• Written instruction
Search the material and gather each line with "this" in it.

• Dataset excerpt
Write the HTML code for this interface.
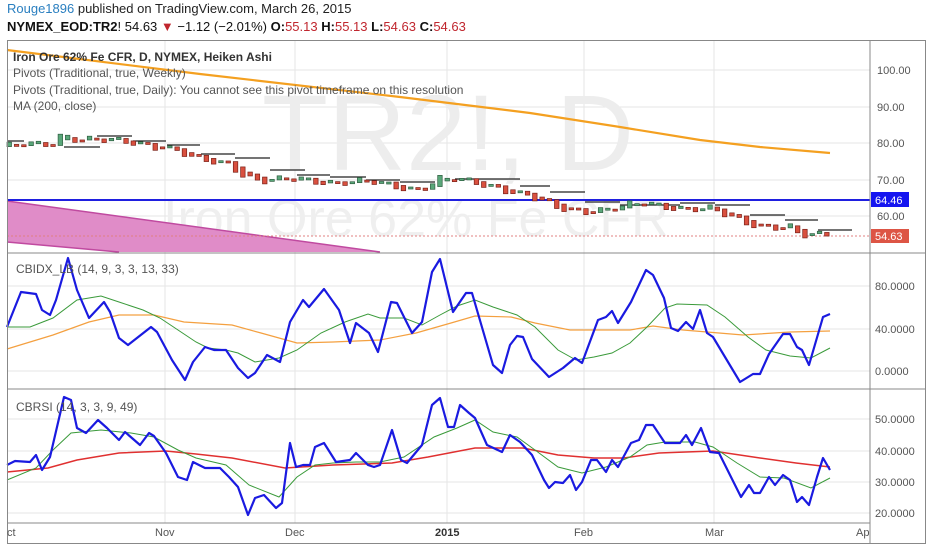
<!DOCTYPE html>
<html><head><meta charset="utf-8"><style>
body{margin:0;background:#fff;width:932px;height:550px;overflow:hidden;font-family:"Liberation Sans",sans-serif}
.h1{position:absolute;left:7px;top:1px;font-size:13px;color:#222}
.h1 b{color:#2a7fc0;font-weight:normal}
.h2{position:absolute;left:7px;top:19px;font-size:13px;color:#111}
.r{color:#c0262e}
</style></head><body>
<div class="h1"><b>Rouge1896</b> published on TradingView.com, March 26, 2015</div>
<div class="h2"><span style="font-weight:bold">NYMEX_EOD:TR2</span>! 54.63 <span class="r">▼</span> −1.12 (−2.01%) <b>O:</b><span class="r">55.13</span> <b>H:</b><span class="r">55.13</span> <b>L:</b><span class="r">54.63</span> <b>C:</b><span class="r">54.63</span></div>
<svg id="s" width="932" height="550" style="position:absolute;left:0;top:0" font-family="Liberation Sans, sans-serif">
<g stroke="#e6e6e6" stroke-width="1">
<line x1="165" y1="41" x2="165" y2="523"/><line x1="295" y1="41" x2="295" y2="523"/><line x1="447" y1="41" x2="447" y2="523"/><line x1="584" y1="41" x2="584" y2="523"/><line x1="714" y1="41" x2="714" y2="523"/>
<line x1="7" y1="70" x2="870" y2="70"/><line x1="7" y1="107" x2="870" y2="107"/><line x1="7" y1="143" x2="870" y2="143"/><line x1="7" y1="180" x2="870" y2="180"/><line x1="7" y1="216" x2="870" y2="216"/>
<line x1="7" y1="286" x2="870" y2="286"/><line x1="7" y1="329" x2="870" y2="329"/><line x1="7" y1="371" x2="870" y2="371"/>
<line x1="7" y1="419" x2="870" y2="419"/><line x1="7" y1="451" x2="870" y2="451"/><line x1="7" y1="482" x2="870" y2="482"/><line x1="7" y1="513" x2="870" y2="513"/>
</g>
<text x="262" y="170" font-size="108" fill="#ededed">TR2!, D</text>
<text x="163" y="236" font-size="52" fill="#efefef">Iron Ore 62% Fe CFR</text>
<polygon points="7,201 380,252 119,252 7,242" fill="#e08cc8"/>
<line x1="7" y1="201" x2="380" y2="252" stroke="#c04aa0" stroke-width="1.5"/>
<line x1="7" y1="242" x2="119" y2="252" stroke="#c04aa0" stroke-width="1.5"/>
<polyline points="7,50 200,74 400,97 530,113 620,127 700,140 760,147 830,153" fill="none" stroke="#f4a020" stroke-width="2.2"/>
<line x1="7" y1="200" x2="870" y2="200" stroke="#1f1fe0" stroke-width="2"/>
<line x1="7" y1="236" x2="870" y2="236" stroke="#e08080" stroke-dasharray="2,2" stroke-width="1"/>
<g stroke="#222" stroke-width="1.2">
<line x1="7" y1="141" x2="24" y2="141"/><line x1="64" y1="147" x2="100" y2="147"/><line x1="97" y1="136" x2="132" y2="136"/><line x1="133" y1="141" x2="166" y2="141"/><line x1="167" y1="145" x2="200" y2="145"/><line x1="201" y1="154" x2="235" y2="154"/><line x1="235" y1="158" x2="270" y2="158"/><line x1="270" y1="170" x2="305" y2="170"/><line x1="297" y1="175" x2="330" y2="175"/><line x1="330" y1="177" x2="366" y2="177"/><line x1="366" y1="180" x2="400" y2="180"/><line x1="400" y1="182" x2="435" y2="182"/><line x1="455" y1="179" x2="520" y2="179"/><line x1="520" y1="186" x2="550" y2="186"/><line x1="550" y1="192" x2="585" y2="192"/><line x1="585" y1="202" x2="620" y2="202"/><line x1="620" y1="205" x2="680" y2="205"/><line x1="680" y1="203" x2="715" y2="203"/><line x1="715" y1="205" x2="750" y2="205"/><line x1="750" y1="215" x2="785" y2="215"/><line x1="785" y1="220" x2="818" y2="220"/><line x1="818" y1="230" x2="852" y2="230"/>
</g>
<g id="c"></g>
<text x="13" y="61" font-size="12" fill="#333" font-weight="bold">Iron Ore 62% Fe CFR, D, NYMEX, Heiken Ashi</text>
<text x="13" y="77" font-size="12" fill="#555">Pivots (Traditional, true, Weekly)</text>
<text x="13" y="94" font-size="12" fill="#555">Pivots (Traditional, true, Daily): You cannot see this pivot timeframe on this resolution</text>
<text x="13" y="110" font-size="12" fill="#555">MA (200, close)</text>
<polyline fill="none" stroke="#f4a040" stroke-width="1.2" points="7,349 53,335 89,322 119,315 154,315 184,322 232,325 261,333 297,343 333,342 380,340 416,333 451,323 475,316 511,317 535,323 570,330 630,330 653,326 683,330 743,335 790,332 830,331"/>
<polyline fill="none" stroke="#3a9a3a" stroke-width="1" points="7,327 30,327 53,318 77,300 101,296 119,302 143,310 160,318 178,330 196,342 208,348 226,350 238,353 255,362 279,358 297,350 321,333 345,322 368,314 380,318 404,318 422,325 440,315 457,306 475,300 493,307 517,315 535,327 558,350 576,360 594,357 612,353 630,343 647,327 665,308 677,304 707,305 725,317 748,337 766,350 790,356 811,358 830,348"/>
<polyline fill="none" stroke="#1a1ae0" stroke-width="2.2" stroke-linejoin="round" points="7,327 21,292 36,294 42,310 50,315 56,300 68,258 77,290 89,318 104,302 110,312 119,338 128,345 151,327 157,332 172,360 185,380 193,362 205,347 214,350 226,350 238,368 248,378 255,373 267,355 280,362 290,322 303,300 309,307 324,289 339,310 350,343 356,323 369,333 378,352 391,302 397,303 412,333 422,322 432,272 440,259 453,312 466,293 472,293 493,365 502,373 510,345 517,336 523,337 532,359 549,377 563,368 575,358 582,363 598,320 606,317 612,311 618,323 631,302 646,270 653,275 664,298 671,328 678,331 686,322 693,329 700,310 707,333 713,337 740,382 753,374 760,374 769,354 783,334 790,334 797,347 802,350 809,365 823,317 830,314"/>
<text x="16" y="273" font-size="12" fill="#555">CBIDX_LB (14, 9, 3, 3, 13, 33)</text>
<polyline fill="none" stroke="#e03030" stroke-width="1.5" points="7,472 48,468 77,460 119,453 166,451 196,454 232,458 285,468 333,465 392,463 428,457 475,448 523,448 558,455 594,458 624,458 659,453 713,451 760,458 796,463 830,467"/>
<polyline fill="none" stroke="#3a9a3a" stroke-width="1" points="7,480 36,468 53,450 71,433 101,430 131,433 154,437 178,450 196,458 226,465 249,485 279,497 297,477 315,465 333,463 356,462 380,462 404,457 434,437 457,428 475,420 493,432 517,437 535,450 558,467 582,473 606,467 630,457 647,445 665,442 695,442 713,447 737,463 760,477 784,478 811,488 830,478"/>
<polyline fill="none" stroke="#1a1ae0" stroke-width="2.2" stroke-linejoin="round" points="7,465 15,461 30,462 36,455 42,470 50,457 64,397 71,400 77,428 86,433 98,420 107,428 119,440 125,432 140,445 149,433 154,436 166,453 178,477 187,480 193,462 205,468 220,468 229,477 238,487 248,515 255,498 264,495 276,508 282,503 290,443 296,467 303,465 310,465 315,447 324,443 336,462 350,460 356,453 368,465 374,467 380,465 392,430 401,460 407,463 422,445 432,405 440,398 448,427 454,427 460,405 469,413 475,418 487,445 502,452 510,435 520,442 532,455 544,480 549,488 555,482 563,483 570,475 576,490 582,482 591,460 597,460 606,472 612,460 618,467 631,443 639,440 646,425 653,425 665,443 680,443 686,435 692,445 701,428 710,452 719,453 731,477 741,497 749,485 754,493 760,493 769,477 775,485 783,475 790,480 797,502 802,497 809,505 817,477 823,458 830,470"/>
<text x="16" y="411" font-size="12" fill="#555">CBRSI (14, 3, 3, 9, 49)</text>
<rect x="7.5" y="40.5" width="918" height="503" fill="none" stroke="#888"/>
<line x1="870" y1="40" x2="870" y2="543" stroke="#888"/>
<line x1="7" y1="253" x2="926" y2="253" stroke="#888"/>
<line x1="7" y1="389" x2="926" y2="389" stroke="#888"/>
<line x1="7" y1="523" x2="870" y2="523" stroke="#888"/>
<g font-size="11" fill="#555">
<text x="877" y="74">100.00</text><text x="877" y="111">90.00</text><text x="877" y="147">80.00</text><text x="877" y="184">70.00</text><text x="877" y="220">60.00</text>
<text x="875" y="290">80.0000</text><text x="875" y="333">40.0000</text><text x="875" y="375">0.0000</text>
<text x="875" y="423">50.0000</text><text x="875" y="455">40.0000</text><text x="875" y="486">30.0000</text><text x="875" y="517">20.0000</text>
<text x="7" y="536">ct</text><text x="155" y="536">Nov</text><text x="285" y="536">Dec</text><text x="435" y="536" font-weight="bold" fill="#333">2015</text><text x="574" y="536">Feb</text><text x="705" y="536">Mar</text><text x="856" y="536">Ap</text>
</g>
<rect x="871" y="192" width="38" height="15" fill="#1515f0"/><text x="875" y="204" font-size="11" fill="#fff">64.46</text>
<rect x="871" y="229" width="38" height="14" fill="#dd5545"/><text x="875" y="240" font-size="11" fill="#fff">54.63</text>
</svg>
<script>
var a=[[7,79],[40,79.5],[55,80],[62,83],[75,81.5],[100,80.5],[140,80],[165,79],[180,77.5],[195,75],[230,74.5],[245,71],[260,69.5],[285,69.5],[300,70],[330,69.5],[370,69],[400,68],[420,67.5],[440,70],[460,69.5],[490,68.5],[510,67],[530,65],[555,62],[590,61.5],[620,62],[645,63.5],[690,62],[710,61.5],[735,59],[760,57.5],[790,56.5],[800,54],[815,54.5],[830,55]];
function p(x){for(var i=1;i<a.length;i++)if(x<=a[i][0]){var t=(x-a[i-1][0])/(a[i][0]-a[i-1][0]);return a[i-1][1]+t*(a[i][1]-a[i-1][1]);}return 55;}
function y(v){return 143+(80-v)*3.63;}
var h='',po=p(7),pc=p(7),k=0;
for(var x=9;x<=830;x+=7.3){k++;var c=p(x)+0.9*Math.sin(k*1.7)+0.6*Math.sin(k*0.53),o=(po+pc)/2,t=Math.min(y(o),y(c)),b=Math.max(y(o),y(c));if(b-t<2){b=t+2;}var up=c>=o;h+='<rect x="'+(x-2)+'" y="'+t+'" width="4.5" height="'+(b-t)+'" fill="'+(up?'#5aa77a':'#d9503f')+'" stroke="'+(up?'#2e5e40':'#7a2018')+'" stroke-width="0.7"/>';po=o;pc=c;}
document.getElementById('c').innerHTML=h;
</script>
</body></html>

• Result of the exercise
Write the HTML code for this interface.
<text x="13" y="94" font-size="12" fill="#555">Pivots (Traditional, true, Daily): You cannot see this pivot timeframe on this resolution</text>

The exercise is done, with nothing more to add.